Greensboro chase ends in crash, hospital assault charges for driver
A North Elm Street chase ended at Moses Cone Hospital, where police say Tanner James Crowder assaulted staff after a crash and DWI arrest.

A late-night burnout on North Elm Street escalated into a chase, a crash and assault charges after Greensboro police say a 22-year-old driver nearly hit a patrol car, then later attacked medical staff at Moses Cone Hospital.
Greensboro police identified the driver as Tanner James Crowder. Officers said they saw him doing donuts near West Fisher Street around 12:40 a.m. Wednesday, a reckless move in one of Greensboro’s busier downtown corridors that immediately put motorists and officers at risk. Police said Crowder’s Jeep nearly struck a patrol car before the pursuit began.
The chase stretched into Huffman Street, where police said the vehicle ran off the road and hit a utility pole support wire. That crash ended the pursuit but added another layer of danger, with property damage and the possibility of further injury in a stretch of road already disrupted by the earlier driving.
Police said they believed Crowder was impaired.

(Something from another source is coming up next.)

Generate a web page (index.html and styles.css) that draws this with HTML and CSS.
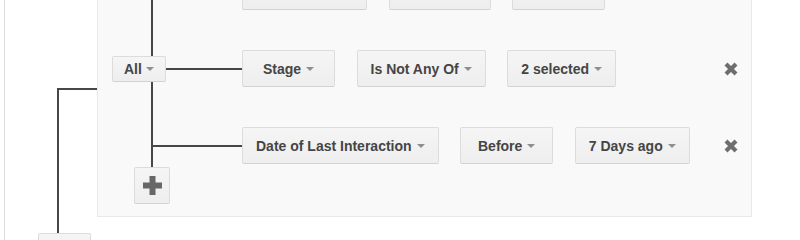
FILE: index.html
```html
<!DOCTYPE html>
<html lang="en">
<head>
<meta charset="utf-8">
<title>Filter builder</title>
<link rel="stylesheet" href="styles.css">
</head>
<body>
<div class="outer">
  <div class="outer-grid">
    <div class="elbow"></div>
    <div class="panel">
      <div class="group">
        <div class="spine"></div>

        <div class="branch r1"></div>
        <div class="rule r1">
          <div class="conds">
            <button class="btn dd">Group Name<span class="caret"></span></button>
            <button class="btn dd">Is Any Of<span class="caret"></span></button>
            <button class="btn dd">Sales<span class="caret"></span></button>
          </div>
          <button class="del" aria-label="Remove"><svg width="16" height="16" viewBox="0 0 16 16"><path d="M3 3L13 13M13 3L3 13" stroke="#6e6e6e" stroke-width="4.2"/></svg></button>
        </div>

        <div class="branch r2"></div>
        <div class="rule r2">
          <div class="conds">
            <button class="btn dd">Stage<span class="caret"></span></button>
            <button class="btn dd">Is Not Any Of<span class="caret"></span></button>
            <button class="btn dd">2 selected<span class="caret"></span></button>
          </div>
          <button class="del" aria-label="Remove"><svg width="16" height="16" viewBox="0 0 16 16"><path d="M3 3L13 13M13 3L3 13" stroke="#6e6e6e" stroke-width="4.2"/></svg></button>
        </div>

        <div class="branch r3"></div>
        <div class="rule r3">
          <div class="conds">
            <button class="btn dd">Date of Last Interaction<span class="caret"></span></button>
            <button class="btn dd">Before<span class="caret"></span></button>
            <button class="btn dd">7 Days ago<span class="caret"></span></button>
          </div>
          <button class="del" aria-label="Remove"><svg width="16" height="16" viewBox="0 0 16 16"><path d="M3 3L13 13M13 3L3 13" stroke="#6e6e6e" stroke-width="4.2"/></svg></button>
        </div>

        <button class="btn mode r2">All<span class="caret"></span></button>
      </div>
      <button class="btn add" aria-label="Add condition"><svg width="19" height="19" viewBox="0 0 19 19"><path d="M6.5 0h6v6.5h6.5v6h-6.5v6.5h-6v-6.5h-6.5v-6h6.5z" fill="#676767"/></svg></button>
    </div>
    <div class="foot">
      <button class="btn mode">All<span class="caret"></span></button>
    </div>
  </div>
</div>
</body>
</html>
```

FILE: styles.css
```css
* { box-sizing: border-box; }

html, body {
  margin: 0;
  height: 240px;
  overflow: hidden;
  background: #fff;
}

body {
  font-family: "Liberation Sans", Arial, sans-serif;
}

.outer {
  margin: -40px 0 0 4px;
  border-left: 1px solid #dcdcdc;
  padding-left: 27px;
  min-height: 400px;
}

.outer-grid {
  display: grid;
  grid-template-columns: 65px 655px;
}

.elbow {
  display: flex;
  flex-direction: column;
}
.elbow::before {
  content: "";
  flex: 1;
}
.elbow::after {
  content: "";
  flex: 1;
  margin-left: 25px;
  border-top: 2px solid #474747;
  border-left: 2px solid #474747;
}

.foot {
  grid-column: 1;
  display: flex;
  flex-direction: column;
  align-items: flex-start;
}
.foot::before {
  content: "";
  height: 16px;
  margin-left: 25px;
  border-left: 2px solid #474747;
}

.panel {
  background: #f9f9f9;
  border: 1px solid #e9e9e9;
  padding: 12px 12px 12px 14px;
}

.group {
  display: grid;
  grid-template-columns: 130px 1fr;
  grid-template-rows: repeat(3, 37px);
  row-gap: 40px;
}

.spine {
  grid-area: 1 / 1 / 4 / 2;
  margin: 17.5px 0 -3px 39px;
  border-left: 2px solid #474747;
}

.branch {
  grid-column: 1;
  display: flex;
  align-items: center;
}
.branch::after {
  content: "";
  flex: 1;
  height: 2px;
  margin-left: 39px;
  background: #474747;
}

.r1 { grid-row: 1; }
.r2 { grid-row: 2; }
.r3 { grid-row: 3; }

.rule {
  grid-column: 2;
  display: flex;
  align-items: center;
}

.conds {
  display: flex;
  gap: 21.6px;
}

.btn {
  font: bold 14px "Liberation Sans", Arial, sans-serif;
  color: #454545;
  background: linear-gradient(#f5f5f5, #eeeeee);
  border: 1px solid #dcdcdc;
  border-bottom-color: #d2d2d2;
  border-radius: 2px;
  display: inline-flex;
  align-items: center;
  justify-content: center;
  padding: 0;
  margin: 0;
}

.dd {
  height: 37px;
  min-width: 93px;
  padding: 0 13px;
  gap: 5px;
}

.caret {
  width: 0;
  height: 0;
  border-left: 4.5px solid transparent;
  border-right: 4.5px solid transparent;
  border-top: 4.5px solid #8e8e8e;
}

.mode {
  grid-column: 1;
  align-self: center;
  justify-self: start;
  z-index: 1;
  height: 26px;
  padding: 0 11px;
  gap: 4px;
}

.add {
  width: 36px;
  height: 37px;
  margin: 3px 0 0 22px;
}

.del {
  margin-left: auto;
  width: 16px;
  height: 16px;
  padding: 0;
  border: 0;
  background: none;
  line-height: 0;
}
```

He was charged with driving while impaired, open container alcohol, felony speed to elude arrest, careless and reckless driving, failure to maintain lane control, driving left of center, failure to yield to an emergency vehicle and failure to stop for a steady red light.
Court documents say the case widened again after Crowder was taken to Moses Cone Hospital, where he physically assaulted medical staff. The charge puts the incident beyond a traffic stop and into a broader public-safety problem that can land on emergency workers, nurses and hospital employees who are trying to treat a patient brought in under police custody. Online records showed Crowder had a $5,000 bond that had been posted.
The hospital-assault allegation also comes against a larger North Carolina backdrop. The Hospital Violence Protection Act of 2023 requires hospitals with emergency departments to maintain security plans, have law enforcement presence in the ER or on the same campus, and report violent incidents each year. State law, under North Carolina General Statute 14-34.6, makes assault on certain medical or emergency personnel a Class I felony when it causes physical injury while they are performing official duties.
For Greensboro, the case is a reminder of how quickly reckless driving can spill from a roadway into a hospital room, drawing in officers, bystanders and the medical staff who had to deal with the aftermath.